Guided sequential ABC schemes for intractable Bayesian models
Preprint, 2023

Sequential algorithms such as sequential importance sampling (SIS) and sequential Monte Carlo (SMC) have proven fundamental in Bayesian inference for models not admitting a readily available likelihood function. For approximate Bayesian computation (ABC), SMC-ABC is the state-of-art sampler. However, since the ABC paradigm is intrinsically wasteful, sequential ABC schemes can benefit from well-targeted proposal samplers that efficiently avoid improbable parameter regions.
We contribute to the ABC modeller’s toolbox with novel proposal samplers that are conditional to summary statistics of the data. In a sense, the proposed parameters are “guided” to rapidly reach regions of the posterior surface that are compatible with the observed data.
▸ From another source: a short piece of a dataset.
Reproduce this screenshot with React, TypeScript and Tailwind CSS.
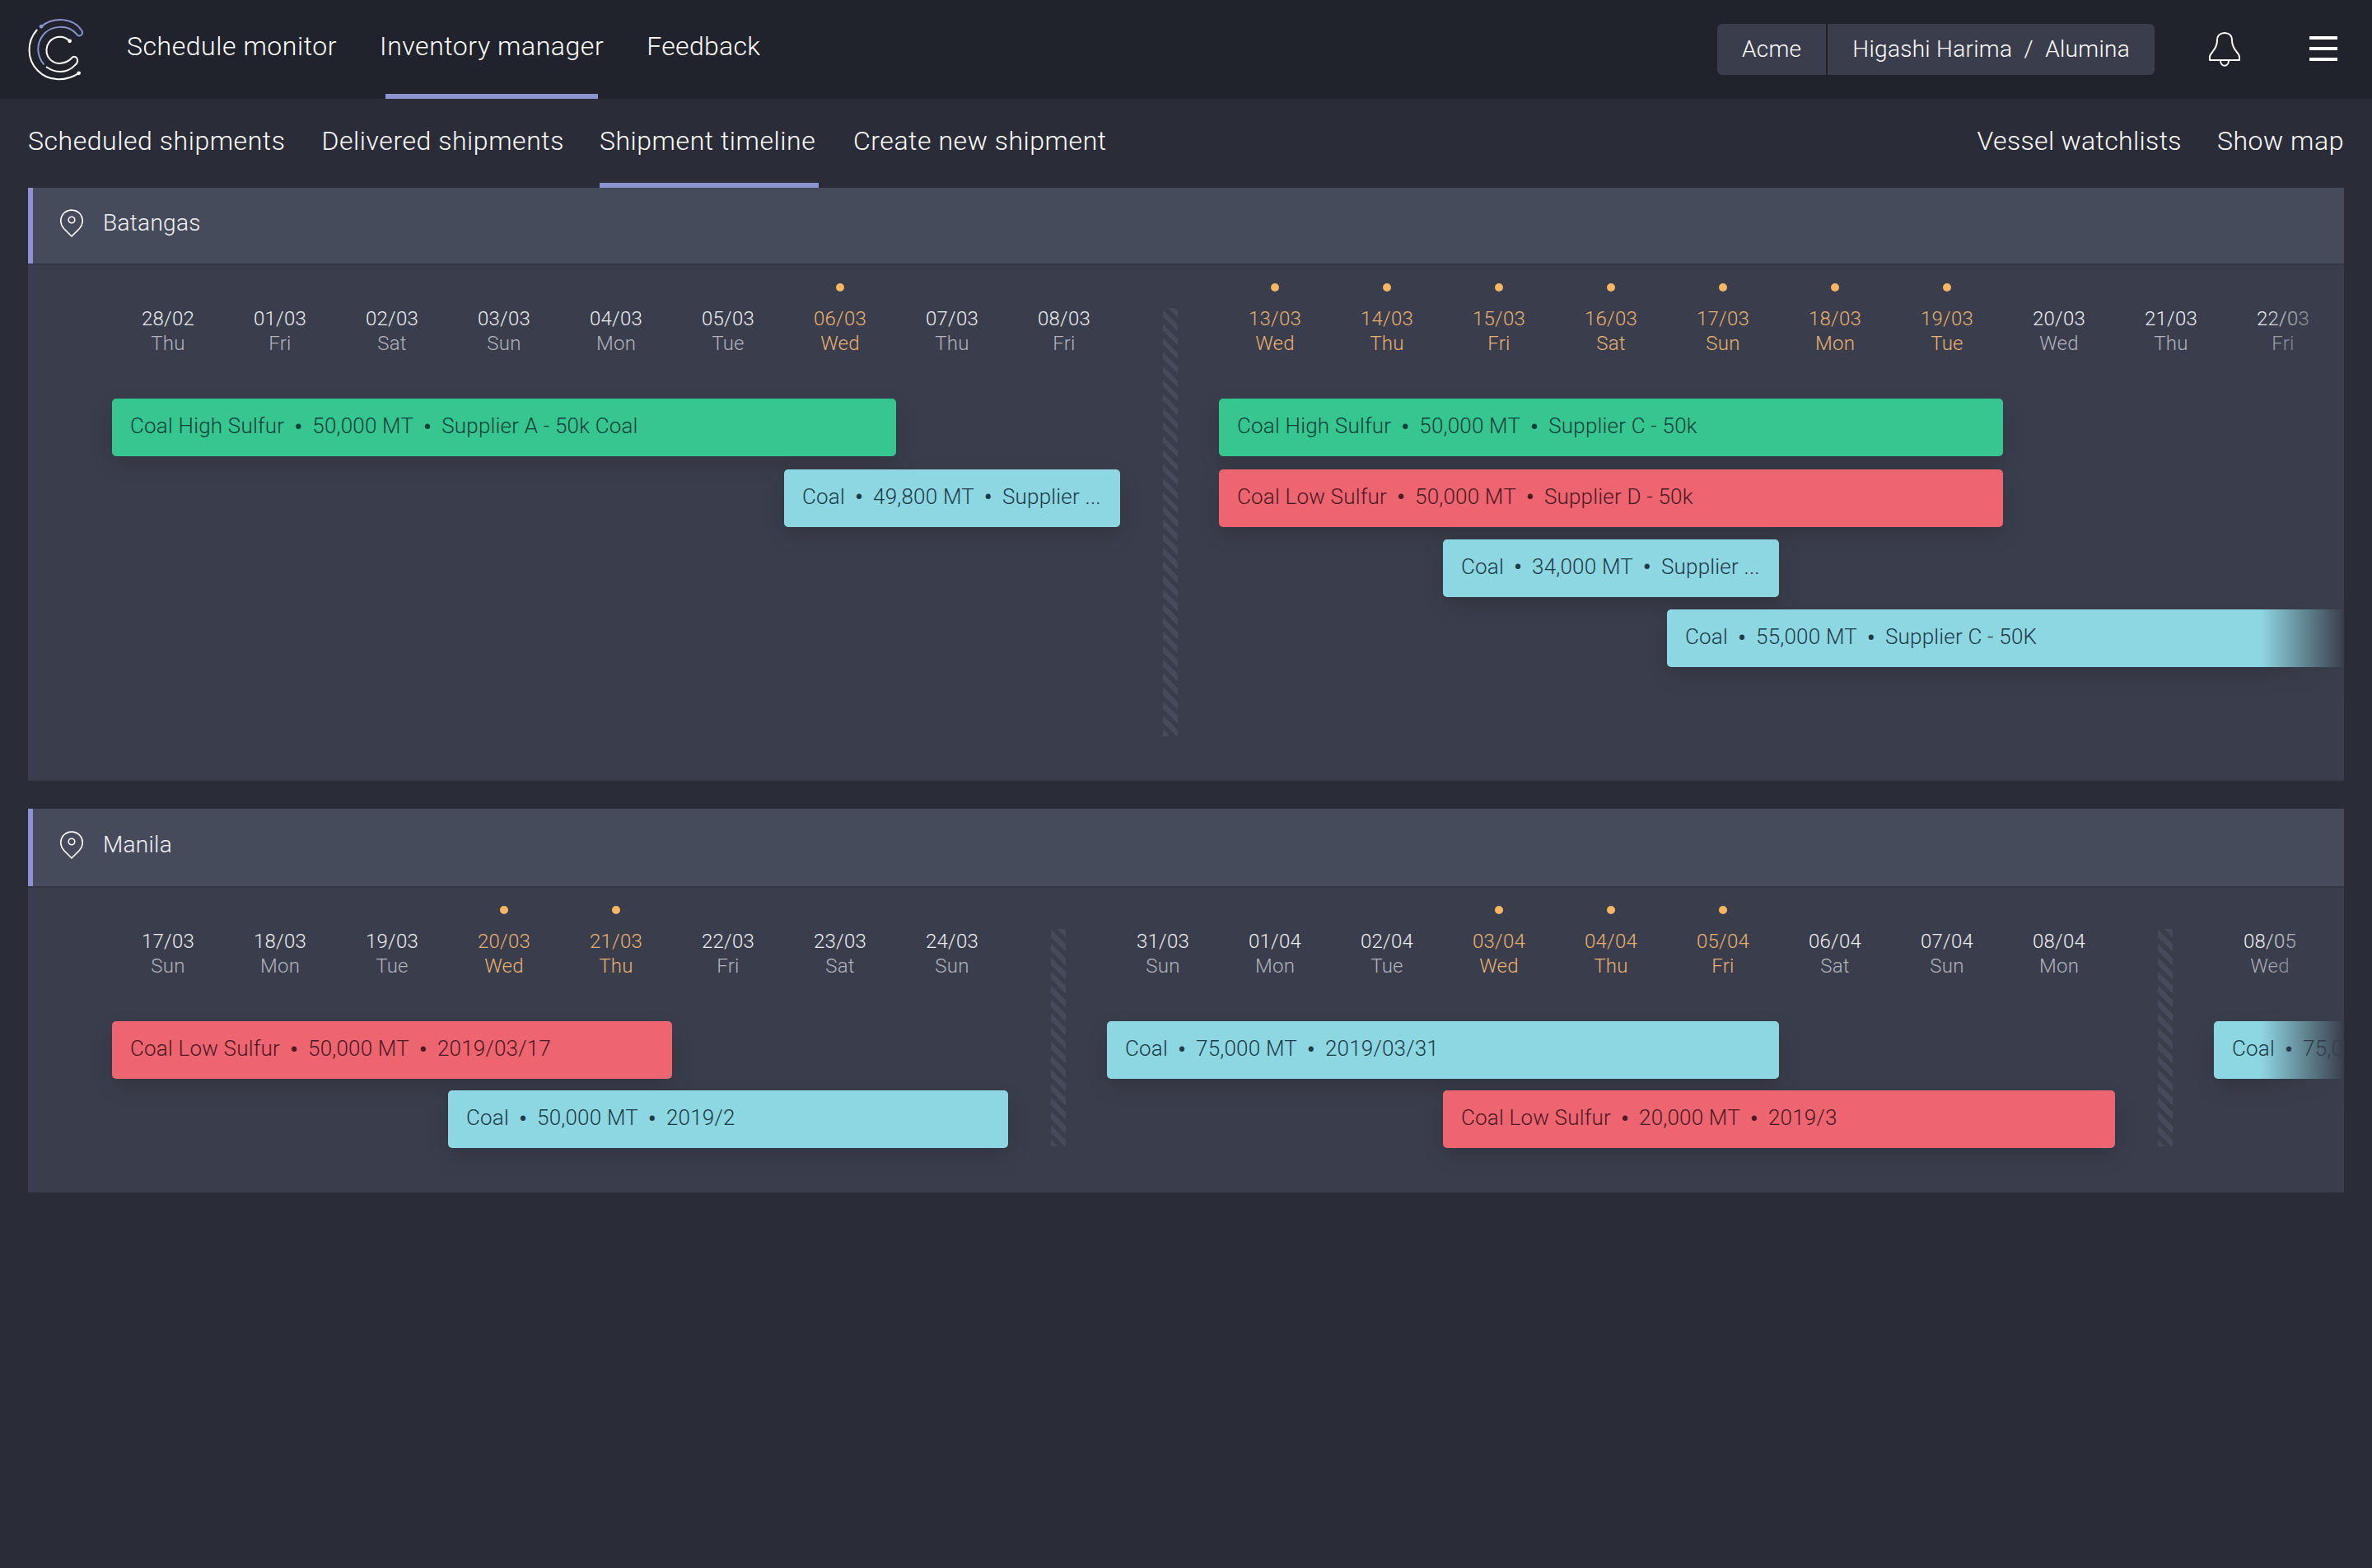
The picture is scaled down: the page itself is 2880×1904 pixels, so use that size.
import { Fragment } from "react"

type Day = { date: string; day: string; hot?: boolean }
type Bar = { text: string[]; color: "green" | "red" | "cyan"; col: number; span: number; row: number }
type Group = { days: Day[]; bars: Bar[] }

const barColors = {
  green: "bg-[#36c690] text-[#123f35]",
  red: "bg-[#ec6570] text-[#4d1821]",
  cyan: "bg-[#8dd7e2] text-[#1c3a48]",
}

const d = (date: string, day: string, hot?: boolean): Day => ({ date, day, hot })

const batangas: Group[] = [
  {
    days: [
      d("28/02", "Thu"),
      d("01/03", "Fri"),
      d("02/03", "Sat"),
      d("03/03", "Sun"),
      d("04/03", "Mon"),
      d("05/03", "Tue"),
      d("06/03", "Wed", true),
      d("07/03", "Thu"),
      d("08/03", "Fri"),
    ],
    bars: [
      { text: ["Coal High Sulfur", "50,000 MT", "Supplier A - 50k Coal"], color: "green", col: 0, span: 7, row: 0 },
      { text: ["Coal", "49,800 MT", "Supplier ..."], color: "cyan", col: 6, span: 3, row: 1 },
    ],
  },
  {
    days: [
      d("13/03", "Wed", true),
      d("14/03", "Thu", true),
      d("15/03", "Fri", true),
      d("16/03", "Sat", true),
      d("17/03", "Sun", true),
      d("18/03", "Mon", true),
      d("19/03", "Tue", true),
      d("20/03", "Wed"),
      d("21/03", "Thu"),
      d("22/03", "Fri"),
    ],
    bars: [
      { text: ["Coal High Sulfur", "50,000 MT", "Supplier C - 50k"], color: "green", col: 0, span: 7, row: 0 },
      { text: ["Coal Low Sulfur", "50,000 MT", "Supplier D - 50k"], color: "red", col: 0, span: 7, row: 1 },
      { text: ["Coal", "34,000 MT", "Supplier ..."], color: "cyan", col: 2, span: 3, row: 2 },
      { text: ["Coal", "55,000 MT", "Supplier C - 50K"], color: "cyan", col: 4, span: 7, row: 3 },
    ],
  },
]

const manila: Group[] = [
  {
    days: [
      d("17/03", "Sun"),
      d("18/03", "Mon"),
      d("19/03", "Tue"),
      d("20/03", "Wed", true),
      d("21/03", "Thu", true),
      d("22/03", "Fri"),
      d("23/03", "Sat"),
      d("24/03", "Sun"),
    ],
    bars: [
      { text: ["Coal Low Sulfur", "50,000 MT", "2019/03/17"], color: "red", col: 0, span: 5, row: 0 },
      { text: ["Coal", "50,000 MT", "2019/2"], color: "cyan", col: 3, span: 5, row: 1 },
    ],
  },
  {
    days: [
      d("31/03", "Sun"),
      d("01/04", "Mon"),
      d("02/04", "Tue"),
      d("03/04", "Wed", true),
      d("04/04", "Thu", true),
      d("05/04", "Fri", true),
      d("06/04", "Sat"),
      d("07/04", "Sun"),
      d("08/04", "Mon"),
    ],
    bars: [
      { text: ["Coal", "75,000 MT", "2019/03/31"], color: "cyan", col: 0, span: 6, row: 0 },
      { text: ["Coal Low Sulfur", "20,000 MT", "2019/3"], color: "red", col: 3, span: 6, row: 1 },
    ],
  },
  {
    days: [d("08/05", "Wed")],
    bars: [{ text: ["Coal", "75,000 MT"], color: "cyan", col: 0, span: 6, row: 0 }],
  },
]

function Logo() {
  return (
    <svg viewBox="100 65 210 230" className="w-[70px] h-[77px] shrink-0" fill="none" strokeLinecap="round">
      <path d="M132 108 C95 150 95 215 135 255 C175 298 240 295 285 265" stroke="#ffffff" strokeWidth="6" />
      <circle cx="285" cy="265" r="7" fill="#ffffff" />
      <path
        d="M148 95 C190 60 265 60 297 112 C302 128 285 135 276 122 C245 85 180 90 152 130 C128 165 135 205 157 232"
        stroke="#8c93d1"
        strokeWidth="6"
      />
      <circle cx="148" cy="95" r="7" fill="#8c93d1" />
      <path
        d="M252 148 C225 122 185 130 170 165 C158 205 190 235 225 228 C245 225 255 215 262 207 C275 198 290 220 272 235 C240 270 195 262 168 243"
        stroke="#ffffff"
        strokeWidth="6"
      />
      <circle cx="252" cy="148" r="7" fill="#ffffff" />
    </svg>
  )
}

function Bell() {
  return (
    <svg viewBox="0 0 38 42" className="w-[38px] h-[42px]" fill="none" stroke="#ffffff" strokeWidth="2">
      <path d="M1 34 L1 30 C1 25 10 22 10 10 C10 4 14 1 19 1 C24 1 28 4 28 10 C28 22 37 25 37 30 L37 34 Z" strokeLinejoin="round" />
      <path d="M14 34 C14 43 24 43 24 34" />
    </svg>
  )
}

function Pin() {
  return (
    <svg viewBox="0 0 28 34" className="w-[28px] h-[34px] shrink-0" fill="none" stroke="#ffffff" strokeWidth="1.6">
      <path d="M14 33 L4.5 23.5 C-0.5 18 -0.2 11 3.5 6 C9 -0.5 19 -0.5 24.5 6 C28.2 11 28.5 18 23.5 23.5 Z" strokeLinejoin="round" />
      <circle cx="14" cy="13" r="3.8" />
    </svg>
  )
}

function DayCell({ day }: { day: Day }) {
  return (
    <div className="flex flex-col items-center pt-[22px] tracking-[0.25px]">
      <div className={day.hot ? "w-[10px] h-[10px] rounded-full bg-[#f5b761]" : "w-[10px] h-[10px]"} />
      <div className={`mt-[18px] text-[24px] leading-[30px] ${day.hot ? "text-[#e8b071]" : "text-[#eceef2]"}`}>{day.date}</div>
      <div className={`text-[24px] leading-[30px] ${day.hot ? "text-[#e8b071]" : "text-[#b0b3bc]"}`}>{day.day}</div>
    </div>
  )
}

function TimelineBar({ bar }: { bar: Bar }) {
  return (
    <div
      className={`h-[70px] rounded-[5px] pl-[22px] pb-[3px] flex items-center overflow-hidden whitespace-nowrap text-[26px] tracking-[0.2px] shadow-[0_10px_26px_rgba(0,0,0,0.14)] ${barColors[bar.color]}`}
      style={{ gridColumn: `${bar.col + 1} / span ${bar.span}`, gridRow: bar.row + 2 }}
    >
      {bar.text.map((part, i) => (
        <Fragment key={i}>
          {i > 0 && <span className="w-[34px] shrink-0 text-center text-[34px] leading-none">•</span>}
          <span>{part}</span>
        </Fragment>
      ))}
    </div>
  )
}

type PanelProps = {
  name: string
  groups: Group[]
  headerClass: string
  bodyClass: string
  hatchClass: string
  gridClass: string
  dayRowClass: string
}

function Panel({ name, groups, headerClass, bodyClass, hatchClass, gridClass, dayRowClass }: PanelProps) {
  return (
    <section className="bg-[#3a3d4b]">
      <div className={`flex items-center gap-[24px] pl-[33px] pb-[6px] bg-[#464b5b] border-l-[6px] border-l-[#8c93d1] ${headerClass}`}>
        <Pin />
        <span className="text-[28px] tracking-[0.3px] text-[#f2f3f6]">{name}</span>
      </div>
      <div className="h-[2px] bg-[#343744]" />
      <div className={`relative flex overflow-hidden pl-[102px] ${bodyClass}`}>
        {groups.map((group, i) => (
          <Fragment key={i}>
            {i > 0 && (
              <div
                className={`w-[18px] shrink-0 ml-[52px] mr-[50px] bg-[repeating-linear-gradient(45deg,#464b5b_0,#464b5b_6px,transparent_6px,transparent_12px)] ${hatchClass}`}
              />
            )}
            <div className={`grid auto-cols-[136px] shrink-0 content-start ${gridClass}`}>
              {group.days.map((day, j) => (
                <div key={j} className={dayRowClass} style={{ gridColumn: j + 1, gridRow: 1 }}>
                  <DayCell day={day} />
                </div>
              ))}
              {group.bars.map((bar, j) => (
                <TimelineBar key={j} bar={bar} />
              ))}
            </div>
          </Fragment>
        ))}
        <div className="absolute top-0 bottom-0 right-0 w-[101px] bg-linear-to-r from-transparent to-[#3a3d4b]" />
      </div>
    </section>
  )
}

export default function App() {
  return (
    <div className="min-h-[1904px] bg-[#2a2c37] text-white font-['Roboto',sans-serif] font-light">
      <header className="h-[120px] bg-[#20232b] flex items-center pl-[34px] pr-[42px]">
        <Logo />
        <nav className="flex items-center h-full ml-[50px] text-[32px] tracking-[0.55px]">
          <span className="pb-[8px]">Schedule monitor</span>
          <span className="relative flex items-center h-full ml-[52px] pb-[8px]">
            Inventory manager
            <span className="absolute bottom-0 left-[7px] right-[7px] h-[6px] bg-[#8c93d1]" />
          </span>
          <span className="ml-[52px] pb-[8px] tracking-[0.3px]">Feedback</span>
        </nav>
        <div className="ml-auto flex items-center">
          <div className="flex h-[62px] rounded-[6px] bg-[#3a3d4b] text-[28px] tracking-[0.3px] overflow-hidden">
            <span className="flex items-center px-[30px] border-r-2 border-[#20232b]">Acme</span>
            <span className="flex items-center px-[30px]">Higashi Harima&nbsp;&nbsp;/&nbsp;&nbsp;Alumina</span>
          </div>
          <div className="ml-[66px]">
            <Bell />
          </div>
          <div className="ml-[84px] mb-[2px] flex flex-col gap-[9px] w-[34px]">
            <div className="h-[4px] bg-white" />
            <div className="h-[4px] bg-white" />
            <div className="h-[4px] bg-white" />
          </div>
        </div>
      </header>
      <nav className="h-[108px] flex items-center px-[34px] text-[32px] tracking-[0.55px]">
        <span className="pb-[7px]">Scheduled shipments</span>
        <span className="ml-[44px] pb-[7px]">Delivered shipments</span>
        <span className="relative flex items-center w-[266px] h-full ml-[43px] pb-[7px]">
          Shipment timeline
          <span className="absolute bottom-0 left-0 right-0 h-[6px] bg-[#8c93d1]" />
        </span>
        <span className="ml-[42px] pb-[7px]">Create new shipment</span>
        <span className="ml-auto pb-[7px] tracking-[0.35px]">Vessel watchlists</span>
        <span className="ml-[43px] pb-[7px]">Show map</span>
      </nav>
      <main className="flex flex-col gap-[34px] mx-[34px]">
        <Panel
          name="Batangas"
          groups={batangas}
          headerClass="h-[92px]"
          bodyClass="h-[626px]"
          hatchClass="mt-[52px] h-[520px]"
          gridClass="gap-y-[15.3px]"
          dayRowClass="h-[147px]"
        />
        <Panel
          name="Manila"
          groups={manila}
          headerClass="h-[94px]"
          bodyClass="h-[370px]"
          hatchClass="mt-[50px] h-[264px]"
          gridClass="gap-y-[14px]"
          dayRowClass="h-[148px]"
        />
      </main>
    </div>
  )
}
This speeds up the convergence of these sequential samplers, thus reducing the computational effort, while preserving the accuracy in the inference. We provide a variety of guided Gaussian and copula-based samplers for both SIS-ABC and SMC-ABC easing inference for challenging case-studies, including multimodal posteriors, highly correlated posteriors, hierarchical models with high-dimensional summary statistics (180 summaries used to infer 21 parameters) and a simulation study of cell movements (using more than 400 summaries).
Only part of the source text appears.